Institutes Book 1, Chapter 17:
Who does not now see that, by threatening of this kind, God wished to arouse those to repentance whom he terrified, that they might escape the judgement which their sins deserved? If this is so, the very nature of the case obliges us to supply a tacit condition in a simple denunciation. This is even confirmed by analogous cases. The Lord rebuking King Abimelech for having carried off the wife of Abraham, uses these words: “Behold, thou art but a dead man, for the woman which thou hast taken; for she is a man’s wife.” But, after Abimelech’s excuse, he thus speaks: “Restore the man his wife, for he is a prophet, and he shall pray for thee, and thou shalt live; and if thou restore her not, know thou that thou shalt surely die, thou and all that art thine” (Gen_20:3, Gen_20:7). You see that, by the first announcement, he makes a deep impression on his mind, that he may render him eager to give satisfaction, and that by the second he clearly explains his will.
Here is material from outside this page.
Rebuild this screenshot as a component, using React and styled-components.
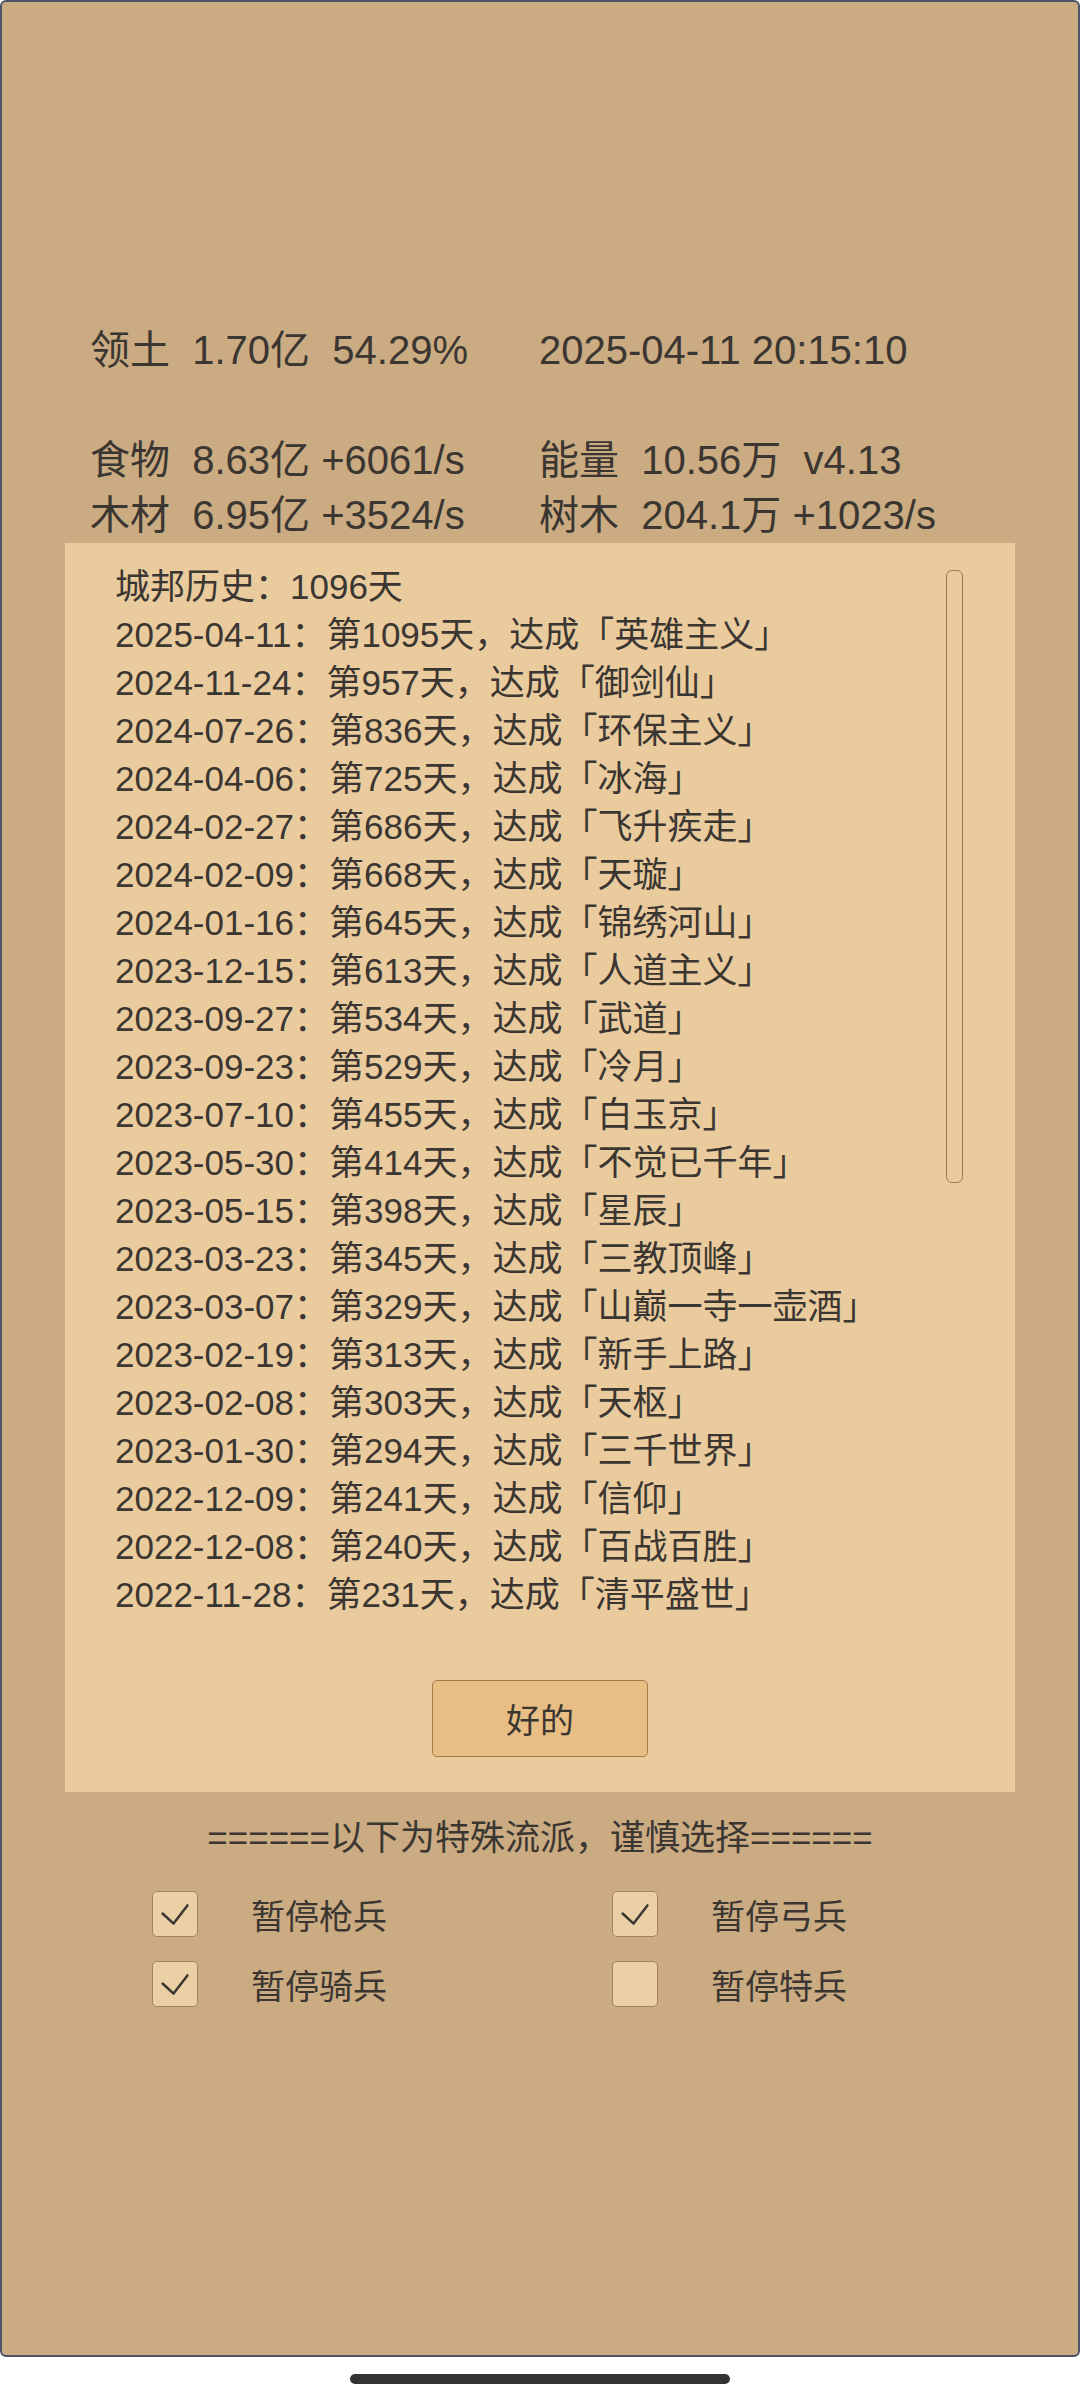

Since the other passages may be similarly explained, you must not infer from them that the Lord derogated in any respect from his former counsel, because he recalled what he had promulgated. When, by denouncing punishment, he admonishes to repentance those whom he wishes to spare, he paves the way for his eternal decree, instead of varying it one whit either in will or in language. The only difference is, that he does not express, in so many syllables, what is easily understood. The words of Isaiah must remain true, “The Lord of hosts has purposed, and who shall disannul it? And his hand is stretched out, and who shall turn it back?” (Isa_14:27).